Teachers who disagree with their appraisal can request a second appraiser, if they do so within 10 working days of receiving a written observation summary or a written summative annual appraisal report. However, a teacher is prohibited from requesting a second appraiser in response to a written summative annual appraisal report for the ratings of dimensions in Domains 1, 2, and 3, if those ratings are based entirely on observation summaries or written documentation already received by the teacher earlier in the appraisal year. Finally, teachers can file a timely grievance per district policy.

Appraiser qualifications

An appraiser must be either a campus administrator or “supervisory staff whose job description includes the appraisal of teachers and who is not a classroom teacher,” who has received training and is certified as an appraiser. Classroom teachers can serve as certified appraisers on the same school campus at which they teach if they are the chair of a department or grade level whose job description includes classroom observation responsibilities.
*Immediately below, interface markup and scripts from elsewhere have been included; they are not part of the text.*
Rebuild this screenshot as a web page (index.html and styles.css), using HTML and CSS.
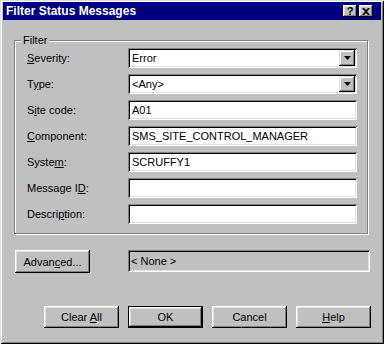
FILE: index.html
```html
<!DOCTYPE html>
<html lang="en">
<head>
    <meta charset="UTF-8">
    <title>Filter Status Messages</title>
    <link rel="stylesheet" href="styles.css">
</head>
<body>
    <div class="window">
        <div class="titlebar">
            <span class="title">Filter Status Messages</span>
            <div class="caption-buttons">
                <span class="cap-btn">?</span>
                <span class="cap-btn">
                    <svg width="8" height="7" viewBox="0 0 8 7">
                        <path d="M0 0h2l2 2 2-2h2L5 3.5 8 7H6L4 5 2 7H0l3-3.5z" fill="#000"/>
                    </svg>
                </span>
            </div>
        </div>

        <div class="client">
            <fieldset class="group">
                <legend>Filter</legend>
                <div class="form">
                    <label><u>S</u>everity:</label>
                    <div class="field combo">
                        <span>Error</span>
                        <span class="drop"><svg width="7" height="4" viewBox="0 0 7 4"><path d="M0 0h7L3.5 4z" fill="#000"/></svg></span>
                    </div>

                    <label>T<u>y</u>pe:</label>
                    <div class="field combo">
                        <span>&lt;Any&gt;</span>
                        <span class="drop"><svg width="7" height="4" viewBox="0 0 7 4"><path d="M0 0h7L3.5 4z" fill="#000"/></svg></span>
                    </div>

                    <label>S<u>i</u>te code:</label>
                    <input class="field" type="text" value="A01">

                    <label><u>C</u>omponent:</label>
                    <input class="field" type="text" value="SMS_SITE_CONTROL_MANAGER">

                    <label>Syste<u>m</u>:</label>
                    <input class="field" type="text" value="SCRUFFY1">

                    <label>Message I<u>D</u>:</label>
                    <input class="field" type="text" value="">

                    <label>Descri<u>p</u>tion:</label>
                    <input class="field" type="text" value="">
                </div>
            </fieldset>

            <div class="adv-row">
                <button class="btn adv">Advan<u>c</u>ed...</button>
                <div class="readout">&lt; None &gt;</div>
            </div>

            <div class="actions">
                <button class="btn">Clear <u>A</u>ll</button>
                <button class="btn default">OK</button>
                <button class="btn">Cancel</button>
                <button class="btn"><u>H</u>elp</button>
            </div>
        </div>
    </div>
</body>
</html>
```

FILE: styles.css
```css
body {
    margin: 0;
    background: #c0c0c0;
    font-family: "Liberation Sans", Arial, sans-serif;
    font-size: 11px;
    color: #000;
}

.window {
    width: 384px;
    height: 344px;
    box-sizing: border-box;
    padding: 2px 3px 3px;
    background: #c0c0c0;
    box-shadow: inset 1px 1px #dfdfdf, inset -1px -1px #000,
                inset 2px 2px #fff, inset -2px -2px #808080;
}

/* title bar */
.titlebar {
    height: 18px;
    background: #000080;
    color: #fff;
    display: flex;
    align-items: center;
    padding: 0 8px 0 3px;
}

.title {
    font-weight: bold;
    font-size: 12px;
}

.caption-buttons {
    margin-left: auto;
    display: flex;
    gap: 2px;
}

.cap-btn {
    width: 14px;
    height: 12px;
    background: #c0c0c0;
    color: #000;
    font-weight: bold;
    font-size: 11px;
    display: flex;
    align-items: center;
    justify-content: center;
    box-shadow: inset -1px -1px #000, inset 1px 1px #fff,
                inset -2px -2px #808080, inset 2px 2px #dfdfdf;
}

/* dialog body */
.client {
    padding: 0 10px 0 11px;
}

.group {
    margin: 14px 3px 0 0;
    padding: 1px 10px 9px 12px;
    border: 1px solid #808080;
    box-shadow: inset 1px 1px #fff, 1px 1px #fff;
    min-width: 0;
}

.group legend {
    margin-left: -6px;
    padding: 0 2px;
    line-height: 13px;
    background: #c0c0c0;
}

.form {
    display: grid;
    grid-template-columns: 101px 229px;
    grid-auto-rows: 20px;
    row-gap: 6px;
    align-items: center;
}

.field {
    height: 20px;
    width: 229px;
    box-sizing: border-box;
    border: 0;
    margin: 0;
    padding: 0 4px;
    background: #fff;
    font: inherit;
    color: #000;
    outline: none;
    box-shadow: inset 1px 1px #808080, inset -1px -1px #fff,
                inset 2px 2px #000, inset -2px -2px #dfdfdf;
}

.combo {
    display: flex;
    align-items: center;
    padding-right: 2px;
}

.drop {
    margin-left: auto;
    width: 16px;
    height: 16px;
    background: #c0c0c0;
    display: flex;
    align-items: center;
    justify-content: center;
    box-shadow: inset -1px -1px #000, inset 1px 1px #dfdfdf,
                inset -2px -2px #808080, inset 2px 2px #fff;
}

/* advanced row */
.adv-row {
    margin-top: 16px;
    display: grid;
    grid-template-columns: 114px 1fr;
}

.readout {
    height: 22px;
    box-sizing: border-box;
    padding: 0 3px;
    display: flex;
    align-items: center;
    margin-right: 1px;
    box-shadow: inset 1px 1px #808080, inset -1px -1px #fff,
                inset 2px 2px #000, inset -2px -2px #dfdfdf;
}

/* buttons */
.btn {
    width: 75px;
    height: 22px;
    box-sizing: border-box;
    padding: 0;
    border: 0;
    background: #c0c0c0;
    font: inherit;
    color: #000;
    box-shadow: inset -1px -1px #000, inset 1px 1px #fff,
                inset -2px -2px #808080, inset 2px 2px #dfdfdf;
}

.btn.adv {
    height: 23px;
    margin-left: 1px;
}

.btn.default {
    border: 1px solid #000;
}

.actions {
    margin-top: 33px;
    display: flex;
    justify-content: flex-end;
    gap: 9px;
}
```
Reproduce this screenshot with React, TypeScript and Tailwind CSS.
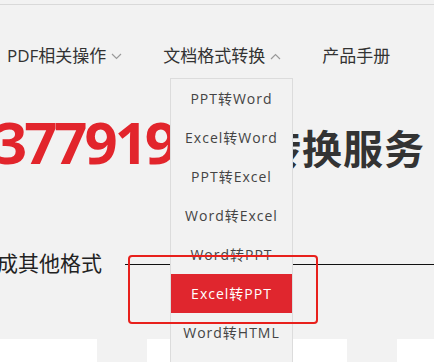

See more information on T-TESS, including a look at the observation instrument.

Appraisal confidentiality

Teacher appraisal results are confidential. However, legislation passed in 2019 makes it mandatory (instead of discretionary) for a school district or open-enrollment charter school to provide a requesting district, open-enrollment charter or private school at which a teacher or administrator has applied for employment a document evaluating the applicant’s performance, and for districts to give TEA these documents for purposes of a TEA investigation.

Additionally, legislation passed in 2019 provides that, for districts opting to implement a new local teacher designation system, in which teachers receive “designations” based on appraisal results (see incentive pay), TEA must collect information necessary to set standards for, evaluate and provide technical assistance for these systems, including information that is otherwise confidential (i.e., appraisal results). However, the law provides that such information remains confidential (i.e., TEA must keep the appraisal results confidential).